(Objective) Give the number of lines in this listing that contain "image", with no other words.

(Data for the task)
-- Start --

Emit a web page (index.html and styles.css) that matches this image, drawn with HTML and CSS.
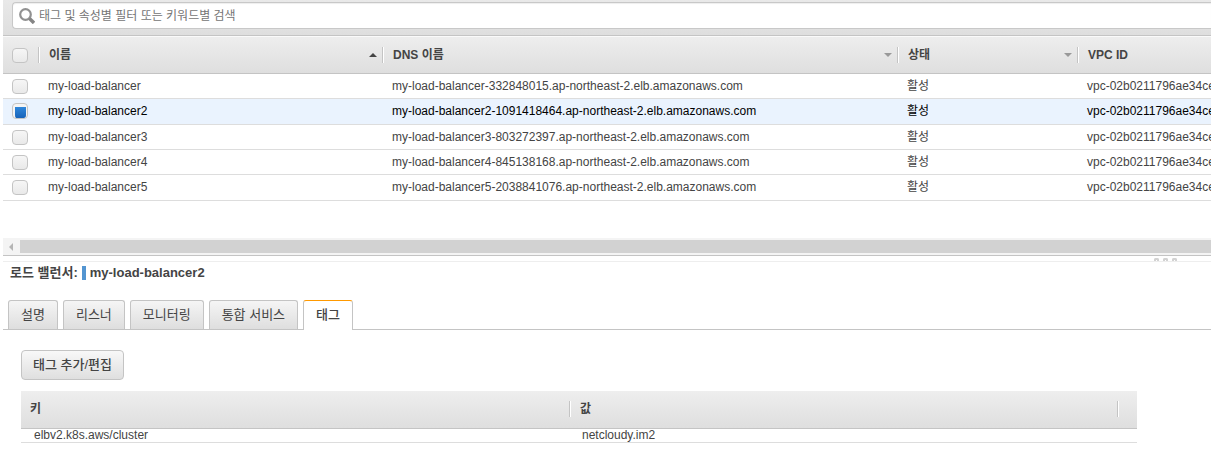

-- End --
-- Start --

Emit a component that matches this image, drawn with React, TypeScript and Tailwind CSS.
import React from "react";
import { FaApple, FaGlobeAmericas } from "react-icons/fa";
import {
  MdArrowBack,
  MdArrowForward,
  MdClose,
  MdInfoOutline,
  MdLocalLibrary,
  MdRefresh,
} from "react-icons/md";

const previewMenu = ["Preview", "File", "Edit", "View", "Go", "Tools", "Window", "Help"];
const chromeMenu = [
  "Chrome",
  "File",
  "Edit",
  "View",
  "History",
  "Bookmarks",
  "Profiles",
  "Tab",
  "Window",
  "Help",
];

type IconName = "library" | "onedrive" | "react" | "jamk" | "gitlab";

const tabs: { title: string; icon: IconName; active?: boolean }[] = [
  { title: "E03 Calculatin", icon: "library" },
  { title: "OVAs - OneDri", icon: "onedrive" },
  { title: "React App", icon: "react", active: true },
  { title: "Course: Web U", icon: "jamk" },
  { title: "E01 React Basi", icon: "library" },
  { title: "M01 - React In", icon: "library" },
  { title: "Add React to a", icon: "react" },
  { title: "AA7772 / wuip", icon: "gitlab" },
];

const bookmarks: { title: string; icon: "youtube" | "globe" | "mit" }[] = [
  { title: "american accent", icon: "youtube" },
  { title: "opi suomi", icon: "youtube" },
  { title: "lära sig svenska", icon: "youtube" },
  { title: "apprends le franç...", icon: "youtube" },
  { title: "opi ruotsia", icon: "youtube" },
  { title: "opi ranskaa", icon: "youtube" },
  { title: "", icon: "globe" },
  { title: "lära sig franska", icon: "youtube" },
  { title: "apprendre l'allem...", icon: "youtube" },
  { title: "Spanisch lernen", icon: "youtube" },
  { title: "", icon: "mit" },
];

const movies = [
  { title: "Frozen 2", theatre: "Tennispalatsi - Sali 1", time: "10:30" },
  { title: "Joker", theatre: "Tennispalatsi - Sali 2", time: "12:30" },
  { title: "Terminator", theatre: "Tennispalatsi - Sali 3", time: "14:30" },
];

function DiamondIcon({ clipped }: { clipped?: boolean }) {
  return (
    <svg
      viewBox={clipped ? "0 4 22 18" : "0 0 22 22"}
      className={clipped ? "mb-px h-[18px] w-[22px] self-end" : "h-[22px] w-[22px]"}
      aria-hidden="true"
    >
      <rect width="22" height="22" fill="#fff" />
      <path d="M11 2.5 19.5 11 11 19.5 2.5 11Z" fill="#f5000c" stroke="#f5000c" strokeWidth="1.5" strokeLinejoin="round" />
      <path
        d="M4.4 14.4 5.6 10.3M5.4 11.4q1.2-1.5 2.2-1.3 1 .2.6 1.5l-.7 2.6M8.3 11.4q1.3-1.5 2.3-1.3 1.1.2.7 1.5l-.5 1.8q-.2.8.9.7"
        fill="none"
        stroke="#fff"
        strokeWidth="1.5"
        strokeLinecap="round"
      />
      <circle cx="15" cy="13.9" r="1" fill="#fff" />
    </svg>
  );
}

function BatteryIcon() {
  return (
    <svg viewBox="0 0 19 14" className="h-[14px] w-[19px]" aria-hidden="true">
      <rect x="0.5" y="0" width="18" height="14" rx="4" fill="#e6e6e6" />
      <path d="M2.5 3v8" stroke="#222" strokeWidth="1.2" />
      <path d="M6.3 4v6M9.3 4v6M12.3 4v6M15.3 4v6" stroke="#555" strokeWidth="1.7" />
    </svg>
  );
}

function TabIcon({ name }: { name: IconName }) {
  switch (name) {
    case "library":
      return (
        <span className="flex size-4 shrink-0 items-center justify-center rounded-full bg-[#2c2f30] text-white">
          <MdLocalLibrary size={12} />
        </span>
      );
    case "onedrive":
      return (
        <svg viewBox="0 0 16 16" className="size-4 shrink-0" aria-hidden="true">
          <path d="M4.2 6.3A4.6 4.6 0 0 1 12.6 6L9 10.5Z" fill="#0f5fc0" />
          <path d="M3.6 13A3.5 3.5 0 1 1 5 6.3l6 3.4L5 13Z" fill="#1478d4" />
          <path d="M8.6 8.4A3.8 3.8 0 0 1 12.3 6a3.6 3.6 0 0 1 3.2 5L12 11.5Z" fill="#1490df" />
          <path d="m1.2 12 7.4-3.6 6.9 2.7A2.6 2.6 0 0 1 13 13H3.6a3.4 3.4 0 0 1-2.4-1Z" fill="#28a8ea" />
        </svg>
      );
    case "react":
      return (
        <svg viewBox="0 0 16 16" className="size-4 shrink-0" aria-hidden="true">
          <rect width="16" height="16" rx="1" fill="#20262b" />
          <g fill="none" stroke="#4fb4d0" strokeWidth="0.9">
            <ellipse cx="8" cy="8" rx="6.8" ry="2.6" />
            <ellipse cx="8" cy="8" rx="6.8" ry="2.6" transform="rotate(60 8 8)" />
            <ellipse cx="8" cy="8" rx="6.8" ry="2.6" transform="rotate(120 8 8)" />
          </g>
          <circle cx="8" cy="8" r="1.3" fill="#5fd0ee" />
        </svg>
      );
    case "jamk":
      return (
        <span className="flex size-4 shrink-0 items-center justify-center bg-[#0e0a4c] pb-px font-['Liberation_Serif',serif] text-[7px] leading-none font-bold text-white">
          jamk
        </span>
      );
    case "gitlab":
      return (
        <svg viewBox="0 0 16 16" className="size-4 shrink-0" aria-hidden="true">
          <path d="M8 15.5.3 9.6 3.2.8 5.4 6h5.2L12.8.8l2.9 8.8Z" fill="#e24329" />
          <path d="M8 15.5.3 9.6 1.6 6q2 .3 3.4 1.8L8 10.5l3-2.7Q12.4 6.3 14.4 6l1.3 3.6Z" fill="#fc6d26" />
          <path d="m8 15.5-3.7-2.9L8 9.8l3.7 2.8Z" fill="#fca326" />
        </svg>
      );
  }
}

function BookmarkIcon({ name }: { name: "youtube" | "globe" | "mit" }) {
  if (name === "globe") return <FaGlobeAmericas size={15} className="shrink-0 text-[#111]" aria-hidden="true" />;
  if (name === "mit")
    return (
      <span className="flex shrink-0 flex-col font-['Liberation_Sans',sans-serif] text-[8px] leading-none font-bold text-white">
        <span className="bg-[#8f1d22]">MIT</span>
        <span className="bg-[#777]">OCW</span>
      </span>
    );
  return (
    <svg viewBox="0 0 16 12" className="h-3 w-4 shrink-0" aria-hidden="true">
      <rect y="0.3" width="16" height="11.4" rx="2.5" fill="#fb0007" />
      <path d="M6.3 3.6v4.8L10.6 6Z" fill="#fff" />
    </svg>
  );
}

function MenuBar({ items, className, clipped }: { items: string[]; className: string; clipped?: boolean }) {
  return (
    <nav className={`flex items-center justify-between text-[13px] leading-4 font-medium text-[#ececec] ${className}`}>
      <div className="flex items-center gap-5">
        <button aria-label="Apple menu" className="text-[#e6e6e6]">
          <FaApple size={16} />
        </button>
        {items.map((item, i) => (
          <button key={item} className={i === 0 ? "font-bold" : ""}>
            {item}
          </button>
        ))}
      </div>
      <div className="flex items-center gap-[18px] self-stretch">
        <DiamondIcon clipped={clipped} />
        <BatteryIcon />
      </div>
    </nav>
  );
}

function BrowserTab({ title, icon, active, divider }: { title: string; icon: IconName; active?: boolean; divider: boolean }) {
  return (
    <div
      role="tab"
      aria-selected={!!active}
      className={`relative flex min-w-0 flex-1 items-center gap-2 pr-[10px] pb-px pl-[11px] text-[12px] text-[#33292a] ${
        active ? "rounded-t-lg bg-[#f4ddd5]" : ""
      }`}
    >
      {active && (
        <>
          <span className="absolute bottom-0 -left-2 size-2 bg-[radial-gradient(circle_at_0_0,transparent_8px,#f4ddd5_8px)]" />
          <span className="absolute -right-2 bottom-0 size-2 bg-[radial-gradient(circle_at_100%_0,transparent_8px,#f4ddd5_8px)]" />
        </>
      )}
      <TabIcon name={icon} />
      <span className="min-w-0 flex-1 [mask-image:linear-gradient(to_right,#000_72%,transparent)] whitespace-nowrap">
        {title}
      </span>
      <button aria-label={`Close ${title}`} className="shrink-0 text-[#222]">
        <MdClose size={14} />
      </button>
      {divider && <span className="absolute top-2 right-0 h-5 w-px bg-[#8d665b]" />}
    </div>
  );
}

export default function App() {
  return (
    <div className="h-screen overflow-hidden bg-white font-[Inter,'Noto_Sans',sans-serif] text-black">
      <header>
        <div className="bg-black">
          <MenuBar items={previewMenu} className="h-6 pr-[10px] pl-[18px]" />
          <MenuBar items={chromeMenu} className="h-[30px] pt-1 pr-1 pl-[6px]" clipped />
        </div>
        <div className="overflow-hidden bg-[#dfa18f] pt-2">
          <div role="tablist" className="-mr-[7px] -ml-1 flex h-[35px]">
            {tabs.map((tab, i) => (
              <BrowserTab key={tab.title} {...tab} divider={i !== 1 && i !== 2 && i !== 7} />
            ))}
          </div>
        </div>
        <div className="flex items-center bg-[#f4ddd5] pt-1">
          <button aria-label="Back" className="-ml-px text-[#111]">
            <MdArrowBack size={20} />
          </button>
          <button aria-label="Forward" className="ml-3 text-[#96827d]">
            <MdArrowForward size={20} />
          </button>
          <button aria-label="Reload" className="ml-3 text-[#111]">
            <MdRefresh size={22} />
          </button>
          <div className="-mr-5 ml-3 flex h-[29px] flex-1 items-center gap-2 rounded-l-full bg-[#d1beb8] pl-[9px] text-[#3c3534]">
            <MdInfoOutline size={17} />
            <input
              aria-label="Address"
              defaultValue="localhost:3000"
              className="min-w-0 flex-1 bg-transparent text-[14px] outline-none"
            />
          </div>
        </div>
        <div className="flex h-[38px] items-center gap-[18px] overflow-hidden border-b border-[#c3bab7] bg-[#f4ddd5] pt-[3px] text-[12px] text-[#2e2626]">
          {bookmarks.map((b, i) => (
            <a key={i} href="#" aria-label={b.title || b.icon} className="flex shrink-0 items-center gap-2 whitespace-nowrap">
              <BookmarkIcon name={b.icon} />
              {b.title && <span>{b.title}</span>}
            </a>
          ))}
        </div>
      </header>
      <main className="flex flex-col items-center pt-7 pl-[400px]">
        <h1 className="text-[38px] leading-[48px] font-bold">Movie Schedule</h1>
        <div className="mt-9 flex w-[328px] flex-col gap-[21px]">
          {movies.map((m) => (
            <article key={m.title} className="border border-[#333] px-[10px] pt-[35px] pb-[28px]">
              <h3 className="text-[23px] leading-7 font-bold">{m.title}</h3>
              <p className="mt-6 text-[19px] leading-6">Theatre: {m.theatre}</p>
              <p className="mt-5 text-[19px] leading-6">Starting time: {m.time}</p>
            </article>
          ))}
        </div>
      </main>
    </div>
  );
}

-- End --

(Problem solution) 3